_SOURCE EXCERPT:_
☆ ☆ ☆

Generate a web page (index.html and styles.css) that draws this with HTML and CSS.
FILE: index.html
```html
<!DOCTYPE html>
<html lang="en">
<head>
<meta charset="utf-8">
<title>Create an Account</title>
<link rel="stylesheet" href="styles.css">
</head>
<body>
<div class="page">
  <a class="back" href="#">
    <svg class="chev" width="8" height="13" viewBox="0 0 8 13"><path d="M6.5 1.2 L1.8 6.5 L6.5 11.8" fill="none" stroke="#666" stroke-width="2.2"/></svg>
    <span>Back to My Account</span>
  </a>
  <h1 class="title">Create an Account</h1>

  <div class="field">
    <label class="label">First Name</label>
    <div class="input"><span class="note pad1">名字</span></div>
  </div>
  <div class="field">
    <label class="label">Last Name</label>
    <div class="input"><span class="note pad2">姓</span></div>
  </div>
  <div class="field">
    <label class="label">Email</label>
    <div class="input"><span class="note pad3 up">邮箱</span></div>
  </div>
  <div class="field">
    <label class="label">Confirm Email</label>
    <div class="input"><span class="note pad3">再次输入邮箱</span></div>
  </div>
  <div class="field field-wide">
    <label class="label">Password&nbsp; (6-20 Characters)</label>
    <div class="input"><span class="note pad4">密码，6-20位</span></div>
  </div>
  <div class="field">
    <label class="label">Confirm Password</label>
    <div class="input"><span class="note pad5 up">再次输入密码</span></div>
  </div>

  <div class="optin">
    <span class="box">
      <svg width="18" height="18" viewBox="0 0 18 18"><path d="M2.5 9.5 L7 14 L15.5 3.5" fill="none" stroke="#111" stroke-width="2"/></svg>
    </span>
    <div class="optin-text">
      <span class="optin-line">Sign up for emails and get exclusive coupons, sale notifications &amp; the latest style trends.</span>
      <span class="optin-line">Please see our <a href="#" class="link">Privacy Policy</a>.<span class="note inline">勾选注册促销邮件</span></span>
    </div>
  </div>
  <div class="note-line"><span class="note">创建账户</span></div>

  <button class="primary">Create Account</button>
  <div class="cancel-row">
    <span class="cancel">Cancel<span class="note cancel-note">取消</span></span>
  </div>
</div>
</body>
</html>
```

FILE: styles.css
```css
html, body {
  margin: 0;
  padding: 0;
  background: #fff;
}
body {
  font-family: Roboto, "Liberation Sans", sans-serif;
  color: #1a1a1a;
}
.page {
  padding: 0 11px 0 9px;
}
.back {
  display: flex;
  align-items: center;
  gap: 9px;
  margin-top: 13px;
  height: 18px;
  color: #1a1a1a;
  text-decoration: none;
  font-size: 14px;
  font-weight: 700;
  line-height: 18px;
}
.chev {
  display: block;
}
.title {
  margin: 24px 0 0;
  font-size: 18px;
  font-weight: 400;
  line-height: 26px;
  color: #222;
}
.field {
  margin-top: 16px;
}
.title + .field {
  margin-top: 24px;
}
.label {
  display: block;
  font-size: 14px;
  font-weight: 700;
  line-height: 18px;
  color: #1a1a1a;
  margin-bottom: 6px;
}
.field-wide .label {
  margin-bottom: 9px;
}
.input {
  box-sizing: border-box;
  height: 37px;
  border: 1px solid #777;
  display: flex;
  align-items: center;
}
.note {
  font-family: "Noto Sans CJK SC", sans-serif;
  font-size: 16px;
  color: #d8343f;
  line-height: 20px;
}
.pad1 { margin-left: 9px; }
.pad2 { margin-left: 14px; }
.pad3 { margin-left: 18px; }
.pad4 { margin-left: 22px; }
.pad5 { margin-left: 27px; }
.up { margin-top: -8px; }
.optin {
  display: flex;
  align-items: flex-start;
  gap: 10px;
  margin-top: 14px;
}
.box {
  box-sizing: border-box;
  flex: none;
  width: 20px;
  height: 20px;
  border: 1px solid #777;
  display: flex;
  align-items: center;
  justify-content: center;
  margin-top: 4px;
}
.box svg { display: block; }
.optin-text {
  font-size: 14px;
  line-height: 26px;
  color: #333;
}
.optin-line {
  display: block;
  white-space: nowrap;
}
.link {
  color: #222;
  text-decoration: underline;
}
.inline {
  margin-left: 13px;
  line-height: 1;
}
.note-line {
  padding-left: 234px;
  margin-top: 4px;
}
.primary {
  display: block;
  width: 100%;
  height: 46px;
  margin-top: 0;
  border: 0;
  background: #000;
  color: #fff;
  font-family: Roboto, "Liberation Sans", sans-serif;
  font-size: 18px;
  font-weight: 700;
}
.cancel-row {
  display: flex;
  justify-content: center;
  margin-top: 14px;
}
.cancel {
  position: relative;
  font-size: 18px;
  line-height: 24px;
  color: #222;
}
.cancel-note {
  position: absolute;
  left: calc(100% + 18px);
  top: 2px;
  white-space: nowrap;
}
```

☆ ☆ ☆

_WHAT NEEDS TO BE DONE:_ Extract the complete listing above, reproducing each line exactly.

_SOLVED PROBLEM:_
Generate a web page (index.html and styles.css) that draws this with HTML and CSS.
FILE: index.html
```html
<!DOCTYPE html>
<html lang="en">
<head>
<meta charset="utf-8">
<title>Create an Account</title>
<link rel="stylesheet" href="styles.css">
</head>
<body>
<div class="page">
  <a class="back" href="#">
    <svg class="chev" width="8" height="13" viewBox="0 0 8 13"><path d="M6.5 1.2 L1.8 6.5 L6.5 11.8" fill="none" stroke="#666" stroke-width="2.2"/></svg>
    <span>Back to My Account</span>
  </a>
  <h1 class="title">Create an Account</h1>

  <div class="field">
    <label class="label">First Name</label>
    <div class="input"><span class="note pad1">名字</span></div>
  </div>
  <div class="field">
    <label class="label">Last Name</label>
    <div class="input"><span class="note pad2">姓</span></div>
  </div>
  <div class="field">
    <label class="label">Email</label>
    <div class="input"><span class="note pad3 up">邮箱</span></div>
  </div>
  <div class="field">
    <label class="label">Confirm Email</label>
    <div class="input"><span class="note pad3">再次输入邮箱</span></div>
  </div>
  <div class="field field-wide">
    <label class="label">Password&nbsp; (6-20 Characters)</label>
    <div class="input"><span class="note pad4">密码，6-20位</span></div>
  </div>
  <div class="field">
    <label class="label">Confirm Password</label>
    <div class="input"><span class="note pad5 up">再次输入密码</span></div>
  </div>

  <div class="optin">
    <span class="box">
      <svg width="18" height="18" viewBox="0 0 18 18"><path d="M2.5 9.5 L7 14 L15.5 3.5" fill="none" stroke="#111" stroke-width="2"/></svg>
    </span>
    <div class="optin-text">
      <span class="optin-line">Sign up for emails and get exclusive coupons, sale notifications &amp; the latest style trends.</span>
      <span class="optin-line">Please see our <a href="#" class="link">Privacy Policy</a>.<span class="note inline">勾选注册促销邮件</span></span>
    </div>
  </div>
  <div class="note-line"><span class="note">创建账户</span></div>

  <button class="primary">Create Account</button>
  <div class="cancel-row">
    <span class="cancel">Cancel<span class="note cancel-note">取消</span></span>
  </div>
</div>
</body>
</html>
```

FILE: styles.css
```css
html, body {
  margin: 0;
  padding: 0;
  background: #fff;
}
body {
  font-family: Roboto, "Liberation Sans", sans-serif;
  color: #1a1a1a;
}
.page {
  padding: 0 11px 0 9px;
}
.back {
  display: flex;
  align-items: center;
  gap: 9px;
  margin-top: 13px;
  height: 18px;
  color: #1a1a1a;
  text-decoration: none;
  font-size: 14px;
  font-weight: 700;
  line-height: 18px;
}
.chev {
  display: block;
}
.title {
  margin: 24px 0 0;
  font-size: 18px;
  font-weight: 400;
  line-height: 26px;
  color: #222;
}
.field {
  margin-top: 16px;
}
.title + .field {
  margin-top: 24px;
}
.label {
  display: block;
  font-size: 14px;
  font-weight: 700;
  line-height: 18px;
  color: #1a1a1a;
  margin-bottom: 6px;
}
.field-wide .label {
  margin-bottom: 9px;
}
.input {
  box-sizing: border-box;
  height: 37px;
  border: 1px solid #777;
  display: flex;
  align-items: center;
}
.note {
  font-family: "Noto Sans CJK SC", sans-serif;
  font-size: 16px;
  color: #d8343f;
  line-height: 20px;
}
.pad1 { margin-left: 9px; }
.pad2 { margin-left: 14px; }
.pad3 { margin-left: 18px; }
.pad4 { margin-left: 22px; }
.pad5 { margin-left: 27px; }
.up { margin-top: -8px; }
.optin {
  display: flex;
  align-items: flex-start;
  gap: 10px;
  margin-top: 14px;
}
.box {
  box-sizing: border-box;
  flex: none;
  width: 20px;
  height: 20px;
  border: 1px solid #777;
  display: flex;
  align-items: center;
  justify-content: center;
  margin-top: 4px;
}
.box svg { display: block; }
.optin-text {
  font-size: 14px;
  line-height: 26px;
  color: #333;
}
.optin-line {
  display: block;
  white-space: nowrap;
}
.link {
  color: #222;
  text-decoration: underline;
}
.inline {
  margin-left: 13px;
  line-height: 1;
}
.note-line {
  padding-left: 234px;
  margin-top: 4px;
}
.primary {
  display: block;
  width: 100%;
  height: 46px;
  margin-top: 0;
  border: 0;
  background: #000;
  color: #fff;
  font-family: Roboto, "Liberation Sans", sans-serif;
  font-size: 18px;
  font-weight: 700;
}
.cancel-row {
  display: flex;
  justify-content: center;
  margin-top: 14px;
}
.cancel {
  position: relative;
  font-size: 18px;
  line-height: 24px;
  color: #222;
}
.cancel-note {
  position: absolute;
  left: calc(100% + 18px);
  top: 2px;
  white-space: nowrap;
}
```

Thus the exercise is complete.